The importance of the first question is to make a judgment about the actual expected improvement one will see when employing this new technique.   If the results were that the average difference seen was 15 points on a 100 point test, we may determine that it is a nice, healthy lift in scores. If the results were a meager 2 points (it is absolutely possible to have small but significant result – parametric statistical tests are based around standard deviations of scores, so a test where scores of a group “clump together” can have small absolute differences that are still significant) we may not be as impressed. Two points… hmm… is the cost of the alternate method worth it for 2 points? This is where we get into the practical. How much does it cost (where “cost” can have lots of definitions)? If to apply the new technique you have to retrain all math teachers for 50 hours and buy special course materials @ $55 per student… do the math. It may be determined that while the technique improves student scores, it’s just too damn costly to implement for what you get out of it. In other words, it’s impractical – statistically significant, but practically not worthwhile. One is mathematically derived, the other is not.  As an opposite example (where a very small difference still has a major impact) imagine Google running a UX experiment whereby they significantly increase ad click rates by one one-tenth of a percent by changing the font from X to Y. Considering the change is trivial and the impact is an extra ten million dollars assuming $10B a year in ad revenue, it’s obvious that this tiny effect is not only statistically significant, but also probably practically significant as well. The real point here is that finding a statistically significant result is not the last step in your experimental quest – it’s somewhere in the middle, s it lets you get to the next step of asking “so what”. The follow up questions centering on the practical implications are essential to the decision around whether the findings fall into the camp of “OMG” or “BFD”.

Dec 182011

When I was in graduate school hustling to get my dissertation data in order, it took me over a year to collect everything I needed. Granted, the research took place via both an alumni survey and in a social-services organization with each posing its own set of challenges.  Once I had the data it was entered into spreadsheets and loaded into SPSS and AMOS whereby I ran my analyses after a bit of cleaning. Today in my work we have an A/B testing platform that allows certain experiments to be run by changing configuration files in real time on the live system. For those of you out of the loop, A/B testing is the term used for running split test experiments (traditionally in marketing).  For me it’s a tool to manipulate a very small percentage of user experiences in order to measure the impact of potential system-wide changes (visual or algorithmic).  If the test works, the change gets rolled out to everyone. If the test fails, we try something else.

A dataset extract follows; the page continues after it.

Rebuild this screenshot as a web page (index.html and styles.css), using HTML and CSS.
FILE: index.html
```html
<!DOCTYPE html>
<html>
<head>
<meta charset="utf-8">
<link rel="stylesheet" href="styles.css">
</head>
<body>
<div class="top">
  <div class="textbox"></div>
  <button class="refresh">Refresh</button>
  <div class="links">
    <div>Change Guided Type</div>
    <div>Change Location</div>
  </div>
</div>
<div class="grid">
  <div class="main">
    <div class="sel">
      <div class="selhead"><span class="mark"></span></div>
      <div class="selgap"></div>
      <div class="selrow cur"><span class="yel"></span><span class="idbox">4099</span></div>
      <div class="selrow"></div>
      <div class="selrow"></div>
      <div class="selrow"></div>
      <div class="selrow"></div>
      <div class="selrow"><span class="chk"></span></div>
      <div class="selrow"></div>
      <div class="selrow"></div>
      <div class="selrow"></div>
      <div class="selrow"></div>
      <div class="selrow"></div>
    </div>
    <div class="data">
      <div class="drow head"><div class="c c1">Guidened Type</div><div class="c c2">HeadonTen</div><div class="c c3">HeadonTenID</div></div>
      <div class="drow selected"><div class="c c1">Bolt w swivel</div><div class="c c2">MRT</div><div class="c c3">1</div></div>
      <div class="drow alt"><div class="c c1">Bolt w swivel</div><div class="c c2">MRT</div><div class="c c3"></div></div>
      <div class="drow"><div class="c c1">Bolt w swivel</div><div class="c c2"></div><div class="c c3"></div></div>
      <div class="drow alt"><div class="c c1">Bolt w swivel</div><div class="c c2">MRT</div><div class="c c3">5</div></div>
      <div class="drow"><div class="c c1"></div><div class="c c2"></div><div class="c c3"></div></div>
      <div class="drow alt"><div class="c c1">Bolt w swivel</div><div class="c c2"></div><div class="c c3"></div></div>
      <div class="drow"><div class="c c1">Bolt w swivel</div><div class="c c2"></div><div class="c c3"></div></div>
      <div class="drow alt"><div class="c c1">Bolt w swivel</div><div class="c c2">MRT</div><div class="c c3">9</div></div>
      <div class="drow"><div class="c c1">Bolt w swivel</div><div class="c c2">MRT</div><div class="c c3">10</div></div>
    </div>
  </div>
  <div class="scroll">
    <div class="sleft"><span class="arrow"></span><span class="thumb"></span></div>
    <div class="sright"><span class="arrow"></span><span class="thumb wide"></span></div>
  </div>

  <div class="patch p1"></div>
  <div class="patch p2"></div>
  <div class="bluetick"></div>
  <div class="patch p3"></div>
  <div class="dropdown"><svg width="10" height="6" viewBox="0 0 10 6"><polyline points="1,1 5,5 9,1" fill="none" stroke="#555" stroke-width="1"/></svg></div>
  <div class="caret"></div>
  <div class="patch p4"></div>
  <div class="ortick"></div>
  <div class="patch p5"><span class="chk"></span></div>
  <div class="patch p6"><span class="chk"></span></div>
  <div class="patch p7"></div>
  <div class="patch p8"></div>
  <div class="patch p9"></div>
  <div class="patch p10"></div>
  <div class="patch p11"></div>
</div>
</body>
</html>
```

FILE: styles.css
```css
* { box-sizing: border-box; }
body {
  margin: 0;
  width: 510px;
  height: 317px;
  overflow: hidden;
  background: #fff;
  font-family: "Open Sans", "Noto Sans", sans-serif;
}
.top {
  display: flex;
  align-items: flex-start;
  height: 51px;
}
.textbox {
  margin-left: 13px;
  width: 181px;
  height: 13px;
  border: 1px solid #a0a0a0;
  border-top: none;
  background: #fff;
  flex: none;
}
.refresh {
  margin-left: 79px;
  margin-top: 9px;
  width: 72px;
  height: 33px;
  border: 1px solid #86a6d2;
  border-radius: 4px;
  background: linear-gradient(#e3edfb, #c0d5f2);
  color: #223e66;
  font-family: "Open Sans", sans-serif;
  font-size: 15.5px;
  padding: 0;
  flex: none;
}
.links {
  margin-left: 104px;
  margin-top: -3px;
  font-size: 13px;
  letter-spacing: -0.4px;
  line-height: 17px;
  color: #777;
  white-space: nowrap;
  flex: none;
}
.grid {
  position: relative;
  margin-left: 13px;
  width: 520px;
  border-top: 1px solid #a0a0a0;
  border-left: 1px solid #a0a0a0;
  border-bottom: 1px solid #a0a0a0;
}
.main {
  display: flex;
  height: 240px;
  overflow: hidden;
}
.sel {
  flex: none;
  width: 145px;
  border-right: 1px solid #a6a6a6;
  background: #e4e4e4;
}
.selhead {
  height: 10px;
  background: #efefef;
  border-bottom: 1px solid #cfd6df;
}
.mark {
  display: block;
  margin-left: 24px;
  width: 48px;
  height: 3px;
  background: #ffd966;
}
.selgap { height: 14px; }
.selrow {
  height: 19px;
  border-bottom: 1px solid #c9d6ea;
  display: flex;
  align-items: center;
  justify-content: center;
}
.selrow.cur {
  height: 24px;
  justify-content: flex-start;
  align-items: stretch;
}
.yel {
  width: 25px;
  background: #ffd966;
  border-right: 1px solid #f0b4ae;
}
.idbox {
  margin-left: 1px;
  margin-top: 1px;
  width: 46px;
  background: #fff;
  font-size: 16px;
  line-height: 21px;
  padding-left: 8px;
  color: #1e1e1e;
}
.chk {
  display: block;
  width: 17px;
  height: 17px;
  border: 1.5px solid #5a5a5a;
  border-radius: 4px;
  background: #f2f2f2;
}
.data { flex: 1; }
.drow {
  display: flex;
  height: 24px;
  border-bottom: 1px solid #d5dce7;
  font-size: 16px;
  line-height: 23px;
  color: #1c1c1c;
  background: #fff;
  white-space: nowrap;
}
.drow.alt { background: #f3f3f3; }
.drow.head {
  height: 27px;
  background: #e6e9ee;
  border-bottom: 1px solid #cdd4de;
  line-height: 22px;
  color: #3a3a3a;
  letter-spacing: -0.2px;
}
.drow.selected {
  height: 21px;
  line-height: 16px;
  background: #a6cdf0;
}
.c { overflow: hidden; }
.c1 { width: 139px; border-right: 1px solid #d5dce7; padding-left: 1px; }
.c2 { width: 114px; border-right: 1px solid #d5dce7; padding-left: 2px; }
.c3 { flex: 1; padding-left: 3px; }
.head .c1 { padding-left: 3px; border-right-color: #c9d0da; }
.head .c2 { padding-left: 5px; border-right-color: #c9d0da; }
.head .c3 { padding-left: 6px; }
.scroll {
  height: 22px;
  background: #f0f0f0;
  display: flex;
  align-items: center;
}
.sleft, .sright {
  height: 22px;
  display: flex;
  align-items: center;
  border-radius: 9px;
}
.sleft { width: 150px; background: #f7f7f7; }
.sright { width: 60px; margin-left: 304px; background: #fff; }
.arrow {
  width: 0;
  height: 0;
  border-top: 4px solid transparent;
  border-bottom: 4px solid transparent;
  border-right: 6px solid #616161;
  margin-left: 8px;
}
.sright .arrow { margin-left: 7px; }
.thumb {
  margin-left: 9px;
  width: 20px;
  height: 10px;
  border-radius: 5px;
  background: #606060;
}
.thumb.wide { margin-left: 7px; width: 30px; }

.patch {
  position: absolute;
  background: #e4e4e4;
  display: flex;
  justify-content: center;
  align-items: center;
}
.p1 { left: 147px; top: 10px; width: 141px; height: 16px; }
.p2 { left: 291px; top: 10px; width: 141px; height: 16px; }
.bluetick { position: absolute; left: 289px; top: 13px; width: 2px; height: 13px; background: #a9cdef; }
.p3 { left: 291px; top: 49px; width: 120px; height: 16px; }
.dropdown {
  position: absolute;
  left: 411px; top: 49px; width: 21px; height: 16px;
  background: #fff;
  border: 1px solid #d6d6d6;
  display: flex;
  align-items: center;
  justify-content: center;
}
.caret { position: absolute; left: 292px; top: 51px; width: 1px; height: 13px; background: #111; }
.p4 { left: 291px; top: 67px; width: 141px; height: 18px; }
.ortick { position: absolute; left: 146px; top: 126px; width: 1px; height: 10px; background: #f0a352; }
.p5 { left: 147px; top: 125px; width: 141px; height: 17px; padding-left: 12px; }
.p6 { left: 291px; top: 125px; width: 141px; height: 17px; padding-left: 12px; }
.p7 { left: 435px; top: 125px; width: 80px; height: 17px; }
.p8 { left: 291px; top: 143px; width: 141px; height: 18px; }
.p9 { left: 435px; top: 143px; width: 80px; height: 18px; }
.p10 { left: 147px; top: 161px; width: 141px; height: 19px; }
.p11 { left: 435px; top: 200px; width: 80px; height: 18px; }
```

When I was collecting data in grad school, one of my primary concerns was making sure I had a large enough sample to ensure that after throwing out mistakes and goofballs, (always have a few special questions to detect those who blindly fill in the bubbles), I would have enough data points to detect differences in the populations. Additionally, one problem with survey techniques (and most experimental designs in the field) is that you never know if the people who respond are actually representative of the population you are trying to measure. To use a lame example, you may want to measure people of all dispositions, but it may be that only really happy people answer your survey, and that skews the results in some particular way. The beauty of the online experiments I am running is that the user often doesn’t know they are in a test or that tests even exist.  This cuts down on the goofball and selective respondent issues. Also, in the online world, getting the needed sample size is the least of my worries. In fact, I can gather enough data in 5 minutes to fuel 10 dissertations. My biggest concern falls in the representativeness category – is my sample representative, and how can I help this?

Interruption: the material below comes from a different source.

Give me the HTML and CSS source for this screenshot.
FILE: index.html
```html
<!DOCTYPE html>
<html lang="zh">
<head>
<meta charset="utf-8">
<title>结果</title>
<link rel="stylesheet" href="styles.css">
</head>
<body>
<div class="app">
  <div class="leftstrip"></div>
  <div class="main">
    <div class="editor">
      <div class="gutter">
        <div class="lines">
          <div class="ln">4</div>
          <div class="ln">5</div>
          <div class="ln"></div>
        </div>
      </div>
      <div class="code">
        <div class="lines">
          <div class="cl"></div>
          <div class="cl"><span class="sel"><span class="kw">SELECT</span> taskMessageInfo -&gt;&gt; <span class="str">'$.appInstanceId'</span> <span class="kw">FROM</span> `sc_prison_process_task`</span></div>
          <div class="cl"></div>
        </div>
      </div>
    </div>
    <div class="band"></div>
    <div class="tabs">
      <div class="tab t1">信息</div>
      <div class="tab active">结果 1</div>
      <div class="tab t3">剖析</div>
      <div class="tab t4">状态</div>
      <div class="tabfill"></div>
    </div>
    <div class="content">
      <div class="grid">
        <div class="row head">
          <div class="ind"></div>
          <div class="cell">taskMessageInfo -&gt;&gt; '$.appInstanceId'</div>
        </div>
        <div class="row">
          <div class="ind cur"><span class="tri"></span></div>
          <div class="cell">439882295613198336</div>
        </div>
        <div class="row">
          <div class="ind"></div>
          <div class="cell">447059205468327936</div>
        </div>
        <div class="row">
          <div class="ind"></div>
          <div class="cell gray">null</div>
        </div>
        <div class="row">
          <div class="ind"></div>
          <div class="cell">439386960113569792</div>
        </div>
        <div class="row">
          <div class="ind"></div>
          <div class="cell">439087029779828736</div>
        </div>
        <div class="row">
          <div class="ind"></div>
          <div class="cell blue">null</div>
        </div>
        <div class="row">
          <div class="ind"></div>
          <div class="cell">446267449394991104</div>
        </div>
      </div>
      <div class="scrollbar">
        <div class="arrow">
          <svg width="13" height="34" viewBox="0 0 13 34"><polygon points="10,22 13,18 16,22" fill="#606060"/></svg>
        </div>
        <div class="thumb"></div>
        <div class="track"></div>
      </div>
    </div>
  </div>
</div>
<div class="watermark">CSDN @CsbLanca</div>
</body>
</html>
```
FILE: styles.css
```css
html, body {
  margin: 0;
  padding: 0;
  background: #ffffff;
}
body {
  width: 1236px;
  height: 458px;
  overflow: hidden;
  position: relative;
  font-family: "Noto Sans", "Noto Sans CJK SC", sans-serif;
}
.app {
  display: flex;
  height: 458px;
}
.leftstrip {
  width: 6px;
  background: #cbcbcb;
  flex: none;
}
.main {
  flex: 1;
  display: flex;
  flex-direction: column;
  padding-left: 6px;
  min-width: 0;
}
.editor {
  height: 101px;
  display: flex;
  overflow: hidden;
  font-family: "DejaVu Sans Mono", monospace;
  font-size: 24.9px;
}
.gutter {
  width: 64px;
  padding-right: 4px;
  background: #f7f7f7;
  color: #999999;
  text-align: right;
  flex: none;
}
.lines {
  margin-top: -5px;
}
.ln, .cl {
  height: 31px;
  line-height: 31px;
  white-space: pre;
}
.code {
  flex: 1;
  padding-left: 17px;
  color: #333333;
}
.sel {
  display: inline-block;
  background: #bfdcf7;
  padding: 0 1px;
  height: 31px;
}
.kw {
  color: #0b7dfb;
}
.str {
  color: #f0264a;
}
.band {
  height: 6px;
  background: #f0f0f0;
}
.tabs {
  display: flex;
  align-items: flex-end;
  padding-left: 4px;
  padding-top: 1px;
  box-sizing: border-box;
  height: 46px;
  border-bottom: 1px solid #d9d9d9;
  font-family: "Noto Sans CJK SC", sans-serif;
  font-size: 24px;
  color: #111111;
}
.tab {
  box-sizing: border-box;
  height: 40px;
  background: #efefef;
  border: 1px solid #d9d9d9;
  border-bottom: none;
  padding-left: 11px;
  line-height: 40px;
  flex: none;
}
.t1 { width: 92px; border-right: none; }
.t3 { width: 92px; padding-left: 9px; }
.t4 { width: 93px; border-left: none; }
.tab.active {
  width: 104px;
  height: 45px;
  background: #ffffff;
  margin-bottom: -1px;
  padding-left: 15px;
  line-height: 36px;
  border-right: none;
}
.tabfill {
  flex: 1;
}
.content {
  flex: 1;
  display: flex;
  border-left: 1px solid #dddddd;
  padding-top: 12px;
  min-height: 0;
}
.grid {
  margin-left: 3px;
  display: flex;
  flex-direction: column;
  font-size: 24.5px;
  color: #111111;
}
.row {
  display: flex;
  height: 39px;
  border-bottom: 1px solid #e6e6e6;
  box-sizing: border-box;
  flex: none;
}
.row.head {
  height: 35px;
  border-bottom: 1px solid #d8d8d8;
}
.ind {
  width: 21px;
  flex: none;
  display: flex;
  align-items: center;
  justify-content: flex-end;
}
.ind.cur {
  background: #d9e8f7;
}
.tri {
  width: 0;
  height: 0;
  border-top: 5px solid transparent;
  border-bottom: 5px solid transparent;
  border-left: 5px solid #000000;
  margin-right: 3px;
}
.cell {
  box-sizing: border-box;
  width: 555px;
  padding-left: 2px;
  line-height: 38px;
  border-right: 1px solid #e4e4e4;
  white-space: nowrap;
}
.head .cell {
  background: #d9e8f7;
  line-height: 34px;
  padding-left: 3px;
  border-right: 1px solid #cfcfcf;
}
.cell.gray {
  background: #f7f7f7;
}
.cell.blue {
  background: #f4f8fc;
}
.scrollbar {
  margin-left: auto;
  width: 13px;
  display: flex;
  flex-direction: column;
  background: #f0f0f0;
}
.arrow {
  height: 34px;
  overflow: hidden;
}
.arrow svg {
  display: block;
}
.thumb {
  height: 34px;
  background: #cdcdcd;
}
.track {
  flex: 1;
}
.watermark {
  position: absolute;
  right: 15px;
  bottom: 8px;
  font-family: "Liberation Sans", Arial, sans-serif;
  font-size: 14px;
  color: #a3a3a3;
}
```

First, by gathering a lot of data I am more likely to approximate the total population of users. A question I am often asked is how many people need to be in the study for it to be valid or for us to collect enough data. The answer is not straightforward (it depends on the effect size) and I would argue that it doesn’t actually matter because we get responses from thousands of users every hour. In other words, I could take the time to figure out the minimum necessary number of unique users needed for a high degree of confidence, but in the time it takes me to do the calculation we will have gathered more than that many users’ responses to the test in our logs.  No, my biggest concern is not the number of users needed. My concern is actually around temporal effects.

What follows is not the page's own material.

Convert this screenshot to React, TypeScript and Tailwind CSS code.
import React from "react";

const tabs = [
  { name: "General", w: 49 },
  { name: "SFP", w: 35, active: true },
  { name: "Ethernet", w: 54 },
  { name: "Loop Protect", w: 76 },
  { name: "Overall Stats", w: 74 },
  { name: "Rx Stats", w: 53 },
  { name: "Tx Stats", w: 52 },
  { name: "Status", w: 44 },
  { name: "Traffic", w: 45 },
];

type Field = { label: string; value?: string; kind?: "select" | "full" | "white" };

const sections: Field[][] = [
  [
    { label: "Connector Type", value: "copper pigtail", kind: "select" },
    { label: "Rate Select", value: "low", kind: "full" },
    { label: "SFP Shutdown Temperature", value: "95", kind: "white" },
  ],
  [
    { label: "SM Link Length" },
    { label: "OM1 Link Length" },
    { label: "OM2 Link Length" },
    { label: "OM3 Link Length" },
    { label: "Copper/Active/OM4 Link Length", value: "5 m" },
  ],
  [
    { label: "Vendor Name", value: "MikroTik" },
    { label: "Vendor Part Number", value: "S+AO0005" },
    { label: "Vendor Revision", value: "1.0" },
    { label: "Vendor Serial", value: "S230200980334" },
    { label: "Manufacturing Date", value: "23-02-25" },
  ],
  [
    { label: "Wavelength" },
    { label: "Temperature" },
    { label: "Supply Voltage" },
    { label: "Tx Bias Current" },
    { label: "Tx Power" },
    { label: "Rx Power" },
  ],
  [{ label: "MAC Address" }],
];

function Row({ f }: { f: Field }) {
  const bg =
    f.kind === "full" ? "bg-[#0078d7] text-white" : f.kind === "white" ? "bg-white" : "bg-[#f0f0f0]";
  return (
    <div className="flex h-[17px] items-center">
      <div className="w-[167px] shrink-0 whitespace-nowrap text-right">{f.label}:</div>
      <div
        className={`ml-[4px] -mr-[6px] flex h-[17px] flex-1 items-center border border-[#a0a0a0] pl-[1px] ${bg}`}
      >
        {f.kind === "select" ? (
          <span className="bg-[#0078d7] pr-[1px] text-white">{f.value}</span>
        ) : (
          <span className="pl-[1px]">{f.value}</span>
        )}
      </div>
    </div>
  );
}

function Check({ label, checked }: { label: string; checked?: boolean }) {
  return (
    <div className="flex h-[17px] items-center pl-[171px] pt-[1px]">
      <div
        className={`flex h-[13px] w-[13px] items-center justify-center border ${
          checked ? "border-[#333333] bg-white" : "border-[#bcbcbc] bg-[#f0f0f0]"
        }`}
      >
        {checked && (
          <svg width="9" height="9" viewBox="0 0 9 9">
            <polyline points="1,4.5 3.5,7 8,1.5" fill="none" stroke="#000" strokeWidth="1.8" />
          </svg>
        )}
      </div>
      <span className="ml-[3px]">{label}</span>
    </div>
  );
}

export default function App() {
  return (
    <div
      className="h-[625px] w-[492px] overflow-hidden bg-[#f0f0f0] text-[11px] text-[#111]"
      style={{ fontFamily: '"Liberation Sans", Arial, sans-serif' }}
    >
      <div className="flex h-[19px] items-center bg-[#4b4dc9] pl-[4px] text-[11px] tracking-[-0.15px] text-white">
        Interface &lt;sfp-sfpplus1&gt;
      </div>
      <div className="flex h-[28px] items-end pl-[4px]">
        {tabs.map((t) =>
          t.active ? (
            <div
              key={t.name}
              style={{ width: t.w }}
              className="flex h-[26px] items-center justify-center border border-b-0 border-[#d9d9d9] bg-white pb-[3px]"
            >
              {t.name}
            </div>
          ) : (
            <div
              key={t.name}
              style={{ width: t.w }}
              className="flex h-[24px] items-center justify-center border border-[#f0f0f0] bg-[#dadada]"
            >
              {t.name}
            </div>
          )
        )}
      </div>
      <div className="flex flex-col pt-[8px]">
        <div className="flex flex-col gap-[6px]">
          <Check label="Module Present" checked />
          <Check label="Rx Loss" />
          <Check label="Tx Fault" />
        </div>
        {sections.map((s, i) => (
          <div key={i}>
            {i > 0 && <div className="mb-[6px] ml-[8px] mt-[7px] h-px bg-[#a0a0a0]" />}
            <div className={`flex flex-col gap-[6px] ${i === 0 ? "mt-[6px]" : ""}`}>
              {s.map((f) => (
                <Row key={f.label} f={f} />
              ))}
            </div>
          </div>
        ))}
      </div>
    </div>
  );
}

Seasonal behaviors are well known (retail sales soar in late November, etc.) to the public. What is less well known is that mobile phone application usage behavior shows regular temporal fluctuations by hour and day of week. The busiest time is in the evening, and weekends have higher traffic volume than weekdays. I don’t know if the makeup of weekend users matches weekday users, or if 7am users are similar to 9pm users. Because of this I want to get a good swath of time when running my tests, so that the effects of day of week and time of day inform the overall results evenly. Think of it like this: if I run an experiment for five minutes  because it gets me 10x the data I will need, how can I be sure that it was a “good” or “representative” five minutes? Is 10:00 – 10:05 on Sunday night the same as 3:15 – 3:20 on Friday afternoon? The only way to know is to test those time periods after collecting the data, but that is beside the point. Unfortunately, until I know better, my belief is that a proper A/B test should run against a small percentage of randomly selected users for 28 days. This gives several daily cycles and four example of each day of the week. The good news is you can run several tests on incredibly small populations over the month and still get a heap of data for each. The bad news is you have to wait a while to answer your questions. As I run more tests I may find that 28 days never gives better data than 14 or 7 or any given 10 minute period. Until then, I will stick with the slow and steady methodology. I’d love to hear other’s experiences regarding appropriate time periods for running online experiments.